***** AVAILABLE DATA

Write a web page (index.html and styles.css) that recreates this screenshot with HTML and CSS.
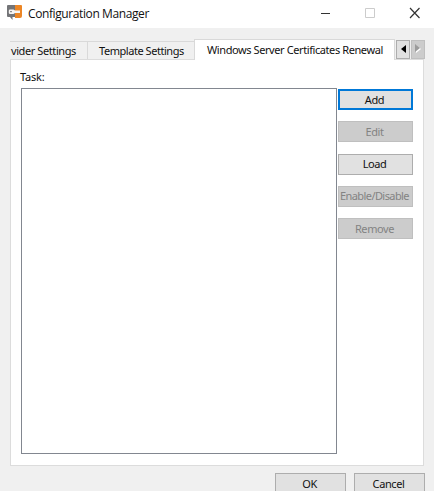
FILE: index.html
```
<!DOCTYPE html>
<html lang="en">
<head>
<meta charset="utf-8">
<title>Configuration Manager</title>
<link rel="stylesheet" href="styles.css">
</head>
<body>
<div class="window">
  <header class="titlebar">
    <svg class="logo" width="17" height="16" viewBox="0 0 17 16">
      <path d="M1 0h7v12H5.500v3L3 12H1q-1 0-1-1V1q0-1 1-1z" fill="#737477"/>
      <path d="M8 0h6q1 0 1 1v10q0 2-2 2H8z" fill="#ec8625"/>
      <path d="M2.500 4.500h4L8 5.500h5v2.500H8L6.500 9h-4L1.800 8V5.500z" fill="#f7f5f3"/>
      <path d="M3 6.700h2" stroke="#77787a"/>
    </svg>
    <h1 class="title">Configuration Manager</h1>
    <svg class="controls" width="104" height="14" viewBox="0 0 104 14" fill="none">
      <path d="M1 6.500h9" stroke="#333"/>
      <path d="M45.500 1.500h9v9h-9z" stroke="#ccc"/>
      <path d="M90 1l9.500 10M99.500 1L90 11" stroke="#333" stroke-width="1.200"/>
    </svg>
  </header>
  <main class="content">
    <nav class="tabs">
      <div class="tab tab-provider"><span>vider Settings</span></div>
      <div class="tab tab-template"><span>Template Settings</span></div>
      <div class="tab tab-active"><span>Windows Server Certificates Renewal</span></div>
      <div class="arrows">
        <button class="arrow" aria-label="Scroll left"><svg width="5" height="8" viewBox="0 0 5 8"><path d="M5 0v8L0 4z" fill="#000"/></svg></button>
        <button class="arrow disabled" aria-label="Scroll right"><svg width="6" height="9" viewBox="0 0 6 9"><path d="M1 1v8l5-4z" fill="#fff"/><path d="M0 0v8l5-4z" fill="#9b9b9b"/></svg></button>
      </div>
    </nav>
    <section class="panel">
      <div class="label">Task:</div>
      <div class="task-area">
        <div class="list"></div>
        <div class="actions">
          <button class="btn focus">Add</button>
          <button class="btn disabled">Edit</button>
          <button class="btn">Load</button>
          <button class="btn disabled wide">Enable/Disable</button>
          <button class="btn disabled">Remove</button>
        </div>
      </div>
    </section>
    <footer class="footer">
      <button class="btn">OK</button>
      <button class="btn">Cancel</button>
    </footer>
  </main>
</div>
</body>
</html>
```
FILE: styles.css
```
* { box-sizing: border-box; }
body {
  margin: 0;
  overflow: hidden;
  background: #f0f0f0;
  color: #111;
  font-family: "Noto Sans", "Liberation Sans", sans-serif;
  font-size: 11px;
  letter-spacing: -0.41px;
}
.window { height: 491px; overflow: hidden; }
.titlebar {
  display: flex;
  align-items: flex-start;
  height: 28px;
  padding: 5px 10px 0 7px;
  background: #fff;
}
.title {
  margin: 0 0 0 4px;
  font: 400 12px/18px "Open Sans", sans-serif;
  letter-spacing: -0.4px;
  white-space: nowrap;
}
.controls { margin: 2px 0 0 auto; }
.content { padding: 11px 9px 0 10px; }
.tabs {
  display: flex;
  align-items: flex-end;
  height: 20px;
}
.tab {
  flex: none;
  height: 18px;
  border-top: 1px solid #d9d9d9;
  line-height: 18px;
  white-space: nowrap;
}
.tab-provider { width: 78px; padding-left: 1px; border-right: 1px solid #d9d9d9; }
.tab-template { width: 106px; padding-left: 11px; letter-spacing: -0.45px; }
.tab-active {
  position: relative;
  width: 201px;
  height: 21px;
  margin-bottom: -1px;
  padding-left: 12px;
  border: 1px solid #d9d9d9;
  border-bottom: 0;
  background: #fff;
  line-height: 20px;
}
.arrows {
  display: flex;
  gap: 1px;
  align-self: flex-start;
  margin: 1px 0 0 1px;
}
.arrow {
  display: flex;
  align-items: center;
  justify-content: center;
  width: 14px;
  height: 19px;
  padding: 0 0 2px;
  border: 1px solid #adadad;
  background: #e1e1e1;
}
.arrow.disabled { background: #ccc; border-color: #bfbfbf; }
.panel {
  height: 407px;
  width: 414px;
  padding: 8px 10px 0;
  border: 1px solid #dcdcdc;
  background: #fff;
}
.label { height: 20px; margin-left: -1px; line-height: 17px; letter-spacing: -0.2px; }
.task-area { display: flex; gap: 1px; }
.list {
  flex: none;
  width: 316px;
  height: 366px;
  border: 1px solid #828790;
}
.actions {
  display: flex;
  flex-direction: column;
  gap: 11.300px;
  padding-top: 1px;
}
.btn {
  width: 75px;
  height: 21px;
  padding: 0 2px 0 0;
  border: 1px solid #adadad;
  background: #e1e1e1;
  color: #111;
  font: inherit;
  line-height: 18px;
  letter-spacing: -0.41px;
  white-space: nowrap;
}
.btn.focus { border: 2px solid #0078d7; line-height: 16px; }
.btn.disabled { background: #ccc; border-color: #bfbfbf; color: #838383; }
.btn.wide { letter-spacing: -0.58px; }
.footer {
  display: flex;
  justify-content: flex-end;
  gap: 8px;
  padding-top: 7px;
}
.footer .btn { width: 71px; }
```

**********

Pull out every line containing "html".

### SOLUTION FOR THIS TASK
Write a web page (index.html and styles.css) that recreates this screenshot with HTML and CSS.
FILE: index.html
<!DOCTYPE html>
<html lang="en">
</html>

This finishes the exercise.